Communication compounds. So does its absence.
An institution that communicates with discipline over a decade builds an authority that no campaign can purchase. The clarity of its statements, the consistency of its voice, the predictability of its tone in routine and in crisis — these are read by stakeholders as evidence of institutional health.
HOC engagements are structured for this horizon. Embedded advisory across multi-year cadences, programmatic editorial publishing, maintained Systems, and a documented standard that outlasts any individual practitioner. The work is measured in years, not in projects.
This is why we publish the Systems. They are the institutional memory of the discipline. They are how the standard persists when teams change, when leadership transitions, when the operating environment shifts. The discipline is not in any one person. It is in the system that was built to hold it.

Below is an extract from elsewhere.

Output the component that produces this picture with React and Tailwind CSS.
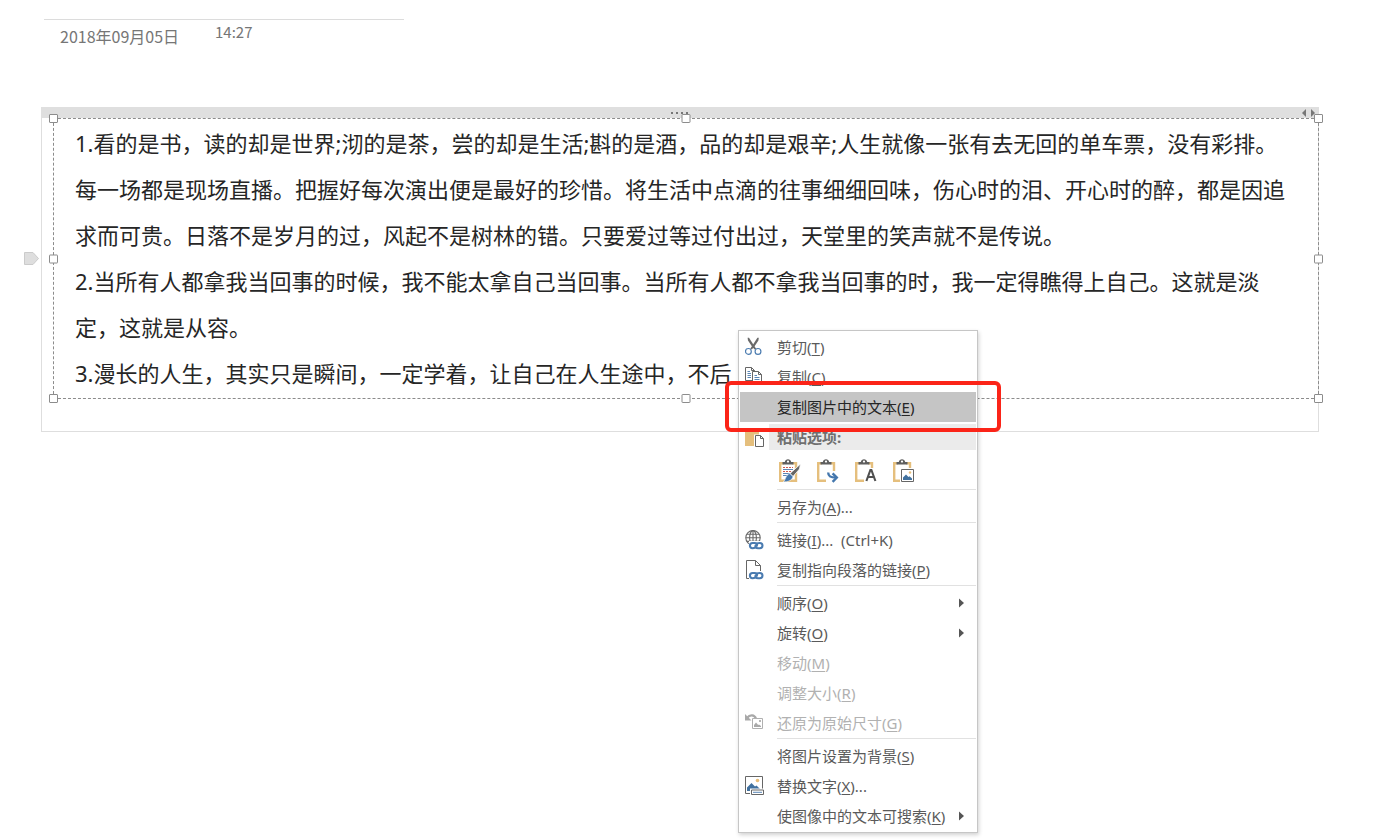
import React from 'react';

// Lines of the picture that is selected on the note page
const noteLines = [
  '1.看的是书，读的却是世界;沏的是茶，尝的却是生活;斟的是酒，品的却是艰辛;人生就像一张有去无回的单车票，没有彩排。',
  '每一场都是现场直播。把握好每次演出便是最好的珍惜。将生活中点滴的往事细细回味，伤心时的泪、开心时的醉，都是因追',
  '求而可贵。日落不是岁月的过，风起不是树林的错。只要爱过等过付出过，天堂里的笑声就不是传说。',
  '2.当所有人都拿我当回事的时候，我不能太拿自己当回事。当所有人都不拿我当回事的时，我一定得瞧得上自己。这就是淡',
  '定，这就是从容。',
  '3.漫长的人生，其实只是瞬间，一定学着，让自己在人生途中，不后',
];

const handles = [
  '-left-[5px] -top-[5px]',
  'left-1/2 -translate-x-1/2 -top-[5px]',
  '-right-[5px] -top-[5px]',
  '-left-[5px] top-1/2 -translate-y-1/2',
  '-right-[5px] top-1/2 -translate-y-1/2',
  '-left-[5px] -bottom-[5px]',
  'left-1/2 -translate-x-1/2 -bottom-[5px]',
  '-right-[5px] -bottom-[5px]',
];

/* ---------- Icons ---------- */

function CutIcon() {
  return (
    <svg width="20" height="20" viewBox="0 0 20 20" fill="none">
      <path d="M2.6 .8 L4 .8 L8.8 8.2 L11.2 11.8 L9.6 12.4 L7 9.4 L3 3.6 Z" fill="#6a6a6a" />
      <path d="M13.8 .8 L12.4 .8 L7.6 8.2 L5.2 11.8 L6.8 12.4 L9.4 9.4 L13.4 3.6 Z" fill="#6a6a6a" />
      <circle cx="3.4" cy="14.4" r="2.9" stroke="#4d7db1" strokeWidth="1.2" />
      <circle cx="13" cy="14.4" r="2.9" stroke="#4d7db1" strokeWidth="1.2" />
    </svg>
  );
}

function CopyIcon() {
  return (
    <svg width="20" height="20" viewBox="0 0 20 20" fill="none">
      <path d="M.5 .5 H6.5 L9.5 3.5 V13.5 H.5 Z" fill="#fff" stroke="#666" />
      <path d="M6.5 .5 V3.5 H9.5" stroke="#666" />
      <path d="M2.5 4.5 H5 M2.5 6.5 H6 M2.5 8.5 H6 M2.5 10.5 H6" stroke="#5b86b5" />
      <path d="M7.5 4.5 H13.5 L16.5 7.5 V17.5 H7.5 Z" fill="#fff" stroke="#666" />
      <path d="M13.5 4.5 V7.5 H16.5" stroke="#666" />
      <path d="M9.5 8.5 H12 M9.5 10.5 H14.5 M9.5 12.5 H14.5 M9.5 14.5 H14.5" stroke="#5b86b5" />
    </svg>
  );
}

function PasteIcon() {
  return (
    <svg width="20" height="22" viewBox="0 0 20 22" fill="none">
      <path d="M0 4 H14 V20 H0 Z" fill="#e5bf7d" />
      <path d="M4 2 H10 V5 H4 Z" fill="#5f5f5f" />
      <path d="M9 8.5 H15 L19.5 13 V22 H9 Z" fill="#fff" />
      <path d="M10.5 9.5 H15.5 L18.5 12.5 V20.5 H10.5 Z" fill="#fff" stroke="#666" />
      <path d="M15.5 9.5 V12.5 H18.5" stroke="#666" />
    </svg>
  );
}

function Chain() {
  return (
    <g stroke="#4a7bb0" strokeWidth="2.1" strokeLinecap="round">
      <path d="M10.2 17.6 C9.4 18 8.6 18.2 7.6 18.2 C4 18.2 4 13 7.6 13 H9.6 C11.6 13 12.6 14.4 11.8 15.8" />
      <path d="M12.2 13.4 C12.9 13 13.8 13 14.8 13 C18.4 13 18.4 18.2 14.8 18.2 H13 C10.8 18.2 10 16.8 10.6 15.4" />
    </g>
  );
}

function WebLinkIcon() {
  return (
    <svg width="20" height="20" viewBox="0 0 20 20" fill="none">
      <g stroke="#6a6a6a" strokeWidth="1.1">
        <circle cx="8" cy="7.8" r="7.2" />
        <ellipse cx="8" cy="7.8" rx="3.4" ry="7.2" />
        <path d="M8 .6 V15 M.8 7.8 H15.2 M1.8 4.2 H14.2 M1.8 11.4 H14.2" />
      </g>
      <path d="M4 11 H18 V20 H4 Z" fill="#fff" />
      <Chain />
    </svg>
  );
}

function PageLinkIcon() {
  return (
    <svg width="20" height="20" viewBox="0 0 20 20" fill="none">
      <path d="M4 18.5 H1.5 V.5 H10.5 L15.5 5.5 V11 M10.5 .5 V5.5 H15.5" stroke="#666" />
      <Chain />
    </svg>
  );
}

function RestoreIcon() {
  return (
    <svg width="20" height="20" viewBox="0 0 20 20" fill="none">
      <path d="M2 5 C5 1 9.5 1.6 11 5.6" stroke="#a9a9a9" strokeWidth="2.2" />
      <path d="M0 1 V7.5 H6.5 Z" fill="#a9a9a9" />
      <path d="M7.5 5.5 H17.5 V15.5 H7.5 Z" fill="#fff" stroke="#b0b0b0" />
      <path d="M9 14 V12 L11 9.5 L13.2 12 L14 11.4 L16 13 V14 Z" fill="#a9a9a9" />
      <path d="M14 7 H16 V9 H14 Z" fill="#b5b5b5" />
    </svg>
  );
}

function AltTextIcon() {
  return (
    <svg width="20" height="20" viewBox="0 0 20 20" fill="none">
      <path d="M.5 .5 H17.5 V17.5 H.5 Z" fill="#fff" stroke="#666" />
      <path d="M2 15 V11.5 L6.5 7 L10 10.5 L11.5 9.5 L15.5 13.5 V15 Z" fill="#41719f" />
      <circle cx="12.5" cy="4.5" r="1.8" fill="#e8bd79" />
      <path d="M5 12.5 H20 V20 H5 Z" fill="#fff" />
      <path d="M6.5 14 H18.5 V18.5 H6.5 Z" fill="#fff" stroke="#666" />
      <path d="M8 16.3 H17" stroke="#5b86b5" />
    </svg>
  );
}

function Clipboard({ children }) {
  return (
    <svg width="22" height="24" viewBox="0 0 22 24" fill="none">
      <path d="M5 4.2 H1.2 V21.8 H17 V4.2 H13" stroke="#e5bf7d" strokeWidth="2.4" />
      <path d="M3.5 5.5 V3 H5.8 C6.4 -.6 11.6 -.6 12.2 3 H14.5 V5.5 Z" fill="#5f5f5f" />
      <circle cx="9" cy="2.6" r="1.1" fill="#fff" />
      {children}
    </svg>
  );
}

function KeepSourceIcon() {
  return (
    <Clipboard>
      <path d="M4 8.5 H14 M4 12.5 H14" stroke="#cf5b50" strokeDasharray="2 1" />
      <path d="M4 10.5 H14 M4 14.5 H11 M4 16.5 H8" stroke="#5b86b5" />
      <path d="M21.5 5 L20.5 10 L14 17.5 L11 14.5 Z" fill="#666" stroke="#fff" strokeWidth=".8" />
      <path d="M10.8 14.6 L14 17.6 C13.4 21.2 9 23.2 4.2 22.8 C6.8 21.2 6.6 15.4 10.8 14.6 Z" fill="#4477ad" stroke="#fff" strokeWidth=".6" />
    </Clipboard>
  );
}

function MergeIcon() {
  return (
    <Clipboard>
      <path d="M9 12 H22 V24 H9 Z" fill="#fff" />
      <path d="M11.2 13.6 C11.2 17.4 13.4 18.6 19 18.6" stroke="#4477ad" strokeWidth="2.4" />
      <path d="M15.6 14.4 L19.8 18.6 L15.6 22.8" stroke="#4477ad" strokeWidth="2.4" />
    </Clipboard>
  );
}

function TextOnlyIcon() {
  return (
    <Clipboard>
      <path d="M9 9 H22 V24 H9 Z" fill="#fff" />
      <path d="M11.4 22 L15.4 11 H16.4 L20.4 22 M13 18 H18.8" stroke="#505050" strokeWidth="2.1" />
    </Clipboard>
  );
}

function PastePictureIcon() {
  return (
    <Clipboard>
      <path d="M7 9 H22 V24 H7 Z" fill="#fff" />
      <path d="M8.5 10.5 H20.5 V22.5 H8.5 Z" fill="#fff" stroke="#666" />
      <path d="M10 21 V18.5 L13 15.5 L15.5 18 L16.5 17.2 L19 19.5 V21 Z" fill="#41719f" />
      <circle cx="17" cy="13.5" r="1.2" fill="#e8bd79" />
    </Clipboard>
  );
}

/* ---------- Menu parts ---------- */

function MenuItem({ icon, label, shortcut, after = '', submenu, disabled, active, children }) {
  return (
    <li className="relative px-px">
      <button
        type="button"
        disabled={disabled}
        className={
          'flex h-[30px] w-full items-center pr-3 pl-[5px] text-left whitespace-pre ' +
          (active ? 'bg-[#c5c5c5] text-[#262626]' : disabled ? 'text-[#b1b1b1]' : 'text-[#5a5a5a]')
        }
      >
        <span className="w-8 shrink-0">{icon}</span>
        <span className="grow">
          {label}(<u className="underline-offset-2">{shortcut}</u>){after}
        </span>
        {submenu && (
          <svg width="5" height="10" viewBox="0 0 5 10">
            <path d="M0 .5 L5 5 L0 9.5 Z" fill="#555" />
          </svg>
        )}
      </button>
      {children}
    </li>
  );
}

function Separator() {
  return <li role="separator" className="mr-px ml-[38px] h-[3px] border-t border-[#e1e1e1]" />;
}

function ContextMenu() {
  return (
    <ul className="absolute top-[330px] left-[738px] w-60 border border-[#c6c6c6] bg-white py-px text-[15px] leading-5 shadow-[1px_2px_4px_rgba(0,0,0,0.18)]">
      <MenuItem icon={<CutIcon />} label="剪切" shortcut="T" />
      <MenuItem icon={<CopyIcon />} label="复制" shortcut="C" />
      <MenuItem label="复制图片中的文本" shortcut="E" active>
        {/* Red highlight frame */}
        <div className="pointer-events-none absolute -top-[11px] -right-[24px] -bottom-[10px] -left-[14px] z-10 rounded-md border-4 border-[#fb2418]" />
      </MenuItem>
      <li className="flex h-[30px] items-center pr-px pl-1.5">
        <span className="w-6 shrink-0">
          <PasteIcon />
        </span>
        <span className="h-[26px] grow bg-[#ebebeb] pl-2 leading-[26px] font-bold text-[#6f6f6f]">粘贴选项:</span>
      </li>
      <li className="flex h-[37px] items-center gap-4 pl-10">
        <button type="button" aria-label="保留源格式"><KeepSourceIcon /></button>
        <button type="button" aria-label="合并格式"><MergeIcon /></button>
        <button type="button" aria-label="只保留文本"><TextOnlyIcon /></button>
        <button type="button" aria-label="图片"><PastePictureIcon /></button>
      </li>
      <Separator />
      <MenuItem label="另存为" shortcut="A" after="..." />
      <Separator />
      <MenuItem icon={<WebLinkIcon />} label="链接" shortcut="I" after="...  (Ctrl+K)" />
      <MenuItem icon={<PageLinkIcon />} label="复制指向段落的链接" shortcut="P" />
      <Separator />
      <MenuItem label="顺序" shortcut="O" submenu />
      <MenuItem label="旋转" shortcut="O" submenu />
      <MenuItem label="移动" shortcut="M" disabled />
      <MenuItem label="调整大小" shortcut="R" disabled />
      <MenuItem icon={<RestoreIcon />} label="还原为原始尺寸" shortcut="G" disabled />
      <Separator />
      <MenuItem label="将图片设置为背景" shortcut="S" />
      <MenuItem icon={<AltTextIcon />} label="替换文字" shortcut="X" after="..." />
      <MenuItem label="使图像中的文本可搜索" shortcut="K" submenu />
    </ul>
  );
}

export default function App() {
  return (
    <div className="relative min-h-screen overflow-hidden bg-white pt-[19px] font-['Noto_Sans','Noto_Sans_CJK_SC',sans-serif]">
      {/* Page date and time */}
      <header className="ml-11 flex h-[88px] w-[360px] items-start gap-9 border-t border-[#dcdcdc] pl-4 font-['Noto_Sans_CJK_SC',sans-serif] text-[#767676]">
        <span className="pt-1 text-base">2018年09月05日</span>
        <span className="text-[15px] leading-6">14:27</span>
      </header>

      {/* Note container */}
      <main className="relative mr-[61px] ml-[41px] border border-t-0 border-[#dedede] pb-8">
        <svg className="absolute top-[145px] -left-[18px]" width="15" height="13" viewBox="0 0 15 13">
          <path d="M.5 .5 H9 L14.5 6.5 L9 12.5 H.5 Z" fill="#dedede" stroke="#cbcbcb" />
        </svg>

        <div className="relative -mx-px flex h-[11px] items-center justify-end bg-[#dfdfdf] pr-1">
          <svg className="absolute left-1/2 -ml-[10px]" width="20" height="4" viewBox="0 0 20 4">
            <path d="M1 1 H3 V3 H1 Z M6 1 H8 V3 H6 Z M11 1 H13 V3 H11 Z M16 1 H18 V3 H16 Z" fill="#777" />
          </svg>
          <svg width="13" height="8" viewBox="0 0 13 8">
            <path d="M4 0 V8 L0 4 Z M9 0 V8 L13 4 Z" fill="#777" />
          </svg>
        </div>

        <div className="relative -mr-px ml-[11px] border border-dashed border-[#8c8c8c] pt-px pb-0.5 pl-[21px] text-[22px] leading-[46px] whitespace-nowrap text-[#262626]">
          {noteLines.map((line) => (
            <p key={line}>{line}</p>
          ))}
          {handles.map((place) => (
            <span key={place} className={'absolute size-[9px] rounded-[1px] border border-[#8c8c8c] bg-white ' + place} />
          ))}
        </div>
      </main>

      <ContextMenu />
    </div>
  );
}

Confidentiality and discretion.
Discretion is not an exception to how HOC works. It is part of how the work is done.
HOC works in environments where naming clients is rarely appropriate — and frequently contractually forbidden. Government engagements, sovereign work, and listed-company pre-disclosure communications all carry confidentiality protocols that extend long past the engagement itself. We treat that confidentiality as a standard of the practice, not an exception to it.
Named engagements are referenced privately, principal-to-principal, to other senior communications leaders considering engagement — never in public marketing, never as competitive logos. The institutions we work with are due the same discretion as those that preceded them.
For an institution evaluating HOC, the proof point is not a client list. It is the work itself, and a private reference from a peer who has seen that work up close. If that is the conversation you need to have, we can arrange it.
Strong communication is not built through isolated outputs. It is built through systems capable of preserving clarity, trust and institutional consistency over time.